In expressing some juice from the stems and leaves of the fuchsia and tradescantia it was found to be quite unlike that of the Indian turnip and calla. The juice of the latter was clear and limpid; that of the former quite thick and mucilaginous. There was no difference as to the abundance of crystals revealed by the microscope.

After diluting the ropy, mucilaginous juice with water, and shaking it thoroughly with an equal volume of ether, there was no turbidity seen in the supernatent ether. Allowing a few drops of the ether to evaporate scarcely any crystals could be found. Practically none of them had been removed from the insoluble mucilaginous covering. Here and there an isolated specimen was all that could be seen. So closely were these small crystals enveloped with the mucilaginous matter that it was almost impossible to separate or dissect them from it.

It was now easy to explain why certain plants whose cells were crowded with raphides were bland to the taste, while other plants with the same crystals were extremely acrid.

In one case the crystals were neither covered nor embedded in an insoluble mucilage, but were free to move. Thus when the plant was chewed or tasted the sharp points of these needle-like crystals came into contact with the tongue, lips and membranous surface of the mouth.

In the other case the insoluble mucilage which surrounded the crystals prevented all free movement and they produced no
irritation.

Why do these intensely acrid, aroid plants lose their acridity on being heated? It is well known that the corms of the Indian turnip and its allies contain a large amount of starch. In subjecting this starch to heat it becomes paste-like in character. This starch paste acts in the same manner as the insoluble mucilage. It prevents the free movement of the crystals and in this way all irritant action is precluded. In heating the Indian turnip and other corms, it was found that the heat applied must be sufficient to change the character of the starch or the so-called acridity was not destroyed.

One other question remains to be answered. It has long been noted that the old or thoroughly dried corms of the Indian turnip are not acrid like those that are fresh. The explanation is simple. As the plant dries or loses its moisture, the walls of the cells collapse and the crystals are closely encased in the hard, rigid matter that surrounds them. This prevents free movement and the crystals can not exert any irritant action.
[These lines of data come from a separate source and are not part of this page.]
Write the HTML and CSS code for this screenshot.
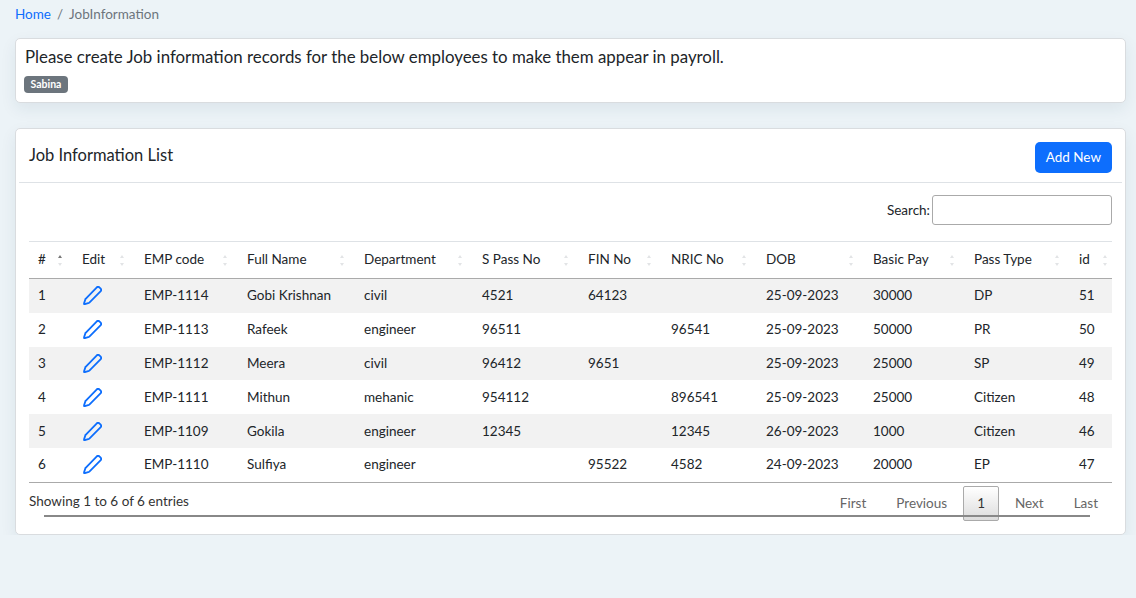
FILE: index.html
```html
<!DOCTYPE html>
<html>
    <head>
        <title>Job Information</title>
        <link rel="stylesheet" href="styles.css">
    </head>
    <body>
        <svg class="defs" width="0" height="0">
            <symbol id="pencil" viewBox="0 0 20 20">
                <path d="M14.3 1.6a2.2 2.2 0 0 1 3.1 0l1 1a2.2 2.2 0 0 1 0 3.1L6.7 17.4a1 1 0 0 1-.4.3l-4.4 1.4a.6.6 0 0 1-.8-.8l1.4-4.4a1 1 0 0 1 .3-.4z" fill="none" stroke="currentColor" stroke-width="1.9" stroke-linejoin="round"/>
            </symbol>
        </svg>
        <nav class="crumbs"><a href="#">Home</a><span class="sep">/</span><span class="here">JobInformation</span></nav>

        <div class="card notice">
            <p>Please create Job information records for the below employees to make them appear in payroll.</p>
            <span class="badge">Sabina</span>
        </div>

        <div class="card list">
            <div class="list-head">
                <h5>Job Information List</h5>
                <a class="btn" href="#">Add New</a>
            </div>
            <div class="list-body">
                <div class="search"><label for="q">Search:</label><input id="q" type="text"></div>
                <table>
                    <colgroup id="cols"></colgroup>
                    <thead><tr id="head"></tr></thead>
                    <tbody id="rows"></tbody>
                </table>
                <div class="foot">
                    <span class="info">Showing 1 to 6 of 6 entries</span>
                    <div class="pager">
                        <a href="#">First</a><a href="#">Previous</a><a class="current" href="#">1</a><a href="#">Next</a><a href="#">Last</a>
                    </div>
                    <div class="scroll-line"></div>
                </div>
            </div>
        </div>

        <script>
            var widths = [44, 62, 103, 117, 118, 106, 83, 95, 107, 101, 105, 42];
            var heads = ['#', 'Edit', 'EMP code', 'Full Name', 'Department', 'S Pass No', 'FIN No', 'NRIC No', 'DOB', 'Basic Pay', 'Pass Type', 'id'];
            var data = [
                ['EMP-1114', 'Gobi Krishnan', 'civil', '4521', '64123', '', '25-09-2023', '30000', 'DP', '51'],
                ['EMP-1113', 'Rafeek', 'engineer', '96511', '', '96541', '25-09-2023', '50000', 'PR', '50'],
                ['EMP-1112', 'Meera', 'civil', '96412', '9651', '', '25-09-2023', '25000', 'SP', '49'],
                ['EMP-1111', 'Mithun', 'mehanic', '954112', '', '896541', '25-09-2023', '25000', 'Citizen', '48'],
                ['EMP-1109', 'Gokila', 'engineer', '12345', '', '12345', '26-09-2023', '1000', 'Citizen', '46'],
                ['EMP-1110', 'Sulfiya', 'engineer', '', '95522', '4582', '24-09-2023', '20000', 'EP', '47']
            ];

            var cols = '';
            var head = '';
            for(var i = 0; i < heads.length; i++) {
                cols += "<col style='width: "+widths[i]+"px'>";
                head += "<th class='"+(i == 0 ? "asc" : "")+"'>"+heads[i]+"<span class='sort'></span></th>";
            }
            document.getElementById("cols").innerHTML = cols;
            document.getElementById("head").innerHTML = head;

            var rows = '';
            for(var r = 0; r < data.length; r++) {
                rows += "<tr><td>"+(r+1)+"</td><td><a class='edit' href='#'><svg width='19' height='19'><use href='#pencil'/></svg></a></td>";
                for(var c = 0; c < data[r].length; c++) {
                    rows += "<td>"+data[r][c]+"</td>";
                }
                rows += "</tr>";
            }
            document.getElementById("rows").innerHTML = rows;
        </script>
    </body>
</html>
```

FILE: styles.css
```css
body {
    background-color: #ecf3f7;
    margin: 0px;
    padding: 7px 10px 0px 15px;
    font-family: Lato, "Open Sans", sans-serif;
    font-size: 13.5px;
    color: #212529;
}
.defs {
    display: block;
    height: 0px;
}
a {
    text-decoration: none;
}
.crumbs {
    height: 15px;
    line-height: 15px;
    font-size: 13.5px;
    margin-bottom: 16px;
}
.crumbs a {
    color: #0d6efd;
}
.crumbs .sep {
    color: #6c757d;
    padding: 0px 6px;
}
.crumbs .here {
    color: #6c757d;
}
.card {
    background-color: white;
    border: 1px solid #d9dcdf;
    border-radius: 5px;
    box-shadow: 0px 6px 16px rgba(30, 60, 90, 0.08);
}
.notice {
    height: 63px;
    padding: 0px 8px;
    margin-bottom: 25px;
}
.notice p {
    margin: 8px 0px 8px 1px;
    font-size: 16.85px;
    line-height: 20px;
}
.badge {
    display: inline-block;
    background-color: #6c757d;
    color: white;
    font-size: 10.5px;
    font-weight: 700;
    line-height: 17px;
    padding: 0px 6.5px;
    border-radius: 4px;
}
.list {
    height: 405px;
    padding: 0px 3px;
}
.list-head {
    display: flex;
    justify-content: space-between;
    align-items: center;
    height: 53px;
    padding: 0px 10px;
    border-bottom: 1px solid #dee2e6;
}
.list-head h5 {
    margin: 0px;
    font-size: 16.5px;
    font-weight: 400;
    position: relative;
    top: -1px;
}
.btn {
    background-color: #0d6efd;
    color: white;
    font-size: 13.5px;
    line-height: 31px;
    padding: 0px 11px;
    border-radius: 5px;
    position: relative;
    top: 2px;
}
.list-body {
    padding: 12px 10px 0px 10px;
}
.search {
    display: flex;
    justify-content: flex-end;
    align-items: center;
    height: 30px;
    margin-bottom: 16px;
}
.search input {
    width: 178px;
    height: 28px;
    padding: 0px;
    margin-left: 2px;
    border: 1px solid #aaaaaa;
    border-radius: 3px;
    background-color: transparent;
}
table {
    table-layout: fixed;
    width: 1083px;
    border-collapse: separate;
    border-spacing: 0px;
}
th {
    position: relative;
    text-align: left;
    font-weight: 400;
    height: 38px;
    padding: 0px 9px 3px 9px;
    border-top: 1px solid #dee2e6;
    border-bottom: 1px solid #aaaaaa;
    box-sizing: border-box;
}
td {
    height: 33.8px;
    padding: 0px 9px 1px 9px;
    box-sizing: border-box;
}
tbody tr:nth-child(odd) td {
    background-color: #f2f2f2;
}
.sort {
    position: absolute;
    right: 13px;
    top: 13px;
    width: 0px;
    height: 11px;
}
th:last-child .sort {
    right: 7px;
}
.sort::before,
.sort::after {
    content: "";
    position: absolute;
    left: -2.5px;
    border-left: 2.5px solid transparent;
    border-right: 2.5px solid transparent;
}
.sort::before {
    top: 0px;
    border-bottom: 3px solid #e2e4e6;
}
.sort::after {
    bottom: 0px;
    border-top: 3px solid #e2e4e6;
}
.asc .sort::before {
    border-bottom-color: #777777;
}
.edit {
    display: block;
    color: #0d6efd;
    height: 20px;
}
.edit svg {
    display: block;
    margin: 2px 0px 0px 1px;
}
.foot {
    position: relative;
    display: flex;
    justify-content: space-between;
    border-top: 1px solid #aaaaaa;
    height: 38px;
}
.info {
    margin-top: 10px;
    color: #333333;
}
.pager {
    display: flex;
    align-items: flex-start;
    margin-top: 3px;
}
.pager a {
    color: #666666;
    line-height: 33px;
    padding: 0px 13px;
    border: 1px solid transparent;
    margin-left: 2px;
}
.pager a.current {
    color: #333333;
    border: 1px solid #aaaaaa;
    border-radius: 2px;
    padding: 0px 13px;
    background: linear-gradient(#ffffff, #dcdcdc);
}
.scroll-line {
    position: absolute;
    left: 15px;
    top: 32px;
    width: 1046px;
    height: 2px;
    background-color: #888888;
}
```
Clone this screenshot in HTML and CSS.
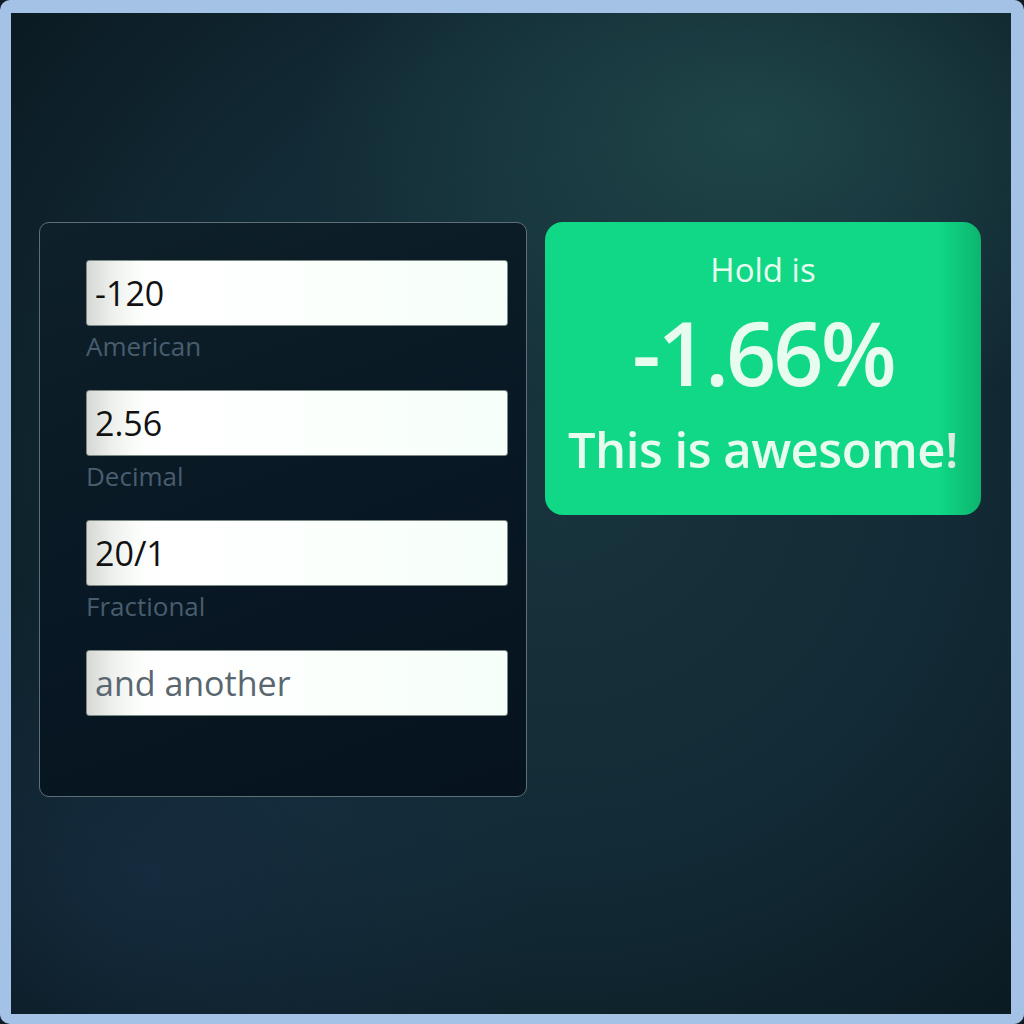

It is generally believed by biologists that the milky juice, aromatic compounds, alkaloids, etc., found in plants have no direct use in the economy of the plant. They are not connected with the nutritive processes. They are excretions or waste products that the plant has little or no power to throw off. There can be little doubt, however, that these excretory substances often serve as a means of protection. Entomologists have frequently stated that the milky juice and resins found in the stems of various plants act as a protection against stem boring insects. In like manner the bulbs, stems and leaves of plants that are crowded with crystals have a greater immunity from injurious biting insects than plants that are free from crystals. It is quite generally believed that the formation of crystals is a means of eliminating injurious substances from the living part of the plant. These substances may be regarded as remotely analogous to those organic products made by man in
the chemical laboratory.

Some progress has been made in this direction, but so far the main results are certain degradation-products such as aniline dyes derived from coal tar; salicylic acid; essences of fruits; etc. Still these and many other discoveries of the same nature do not prove that the laboratory of man can compete with the laboratory of the living plant cell.

Man has the power to break down and simplify complex substances and by so doing produce useful products that will serve his purposes. We may combine and re-combine but so far we only replace more complex by simpler combinations.

The plant alone through its individual cells, and by its living protoplasm has fundamentally creative power. It can build up
and restore better than it can eliminate waste products.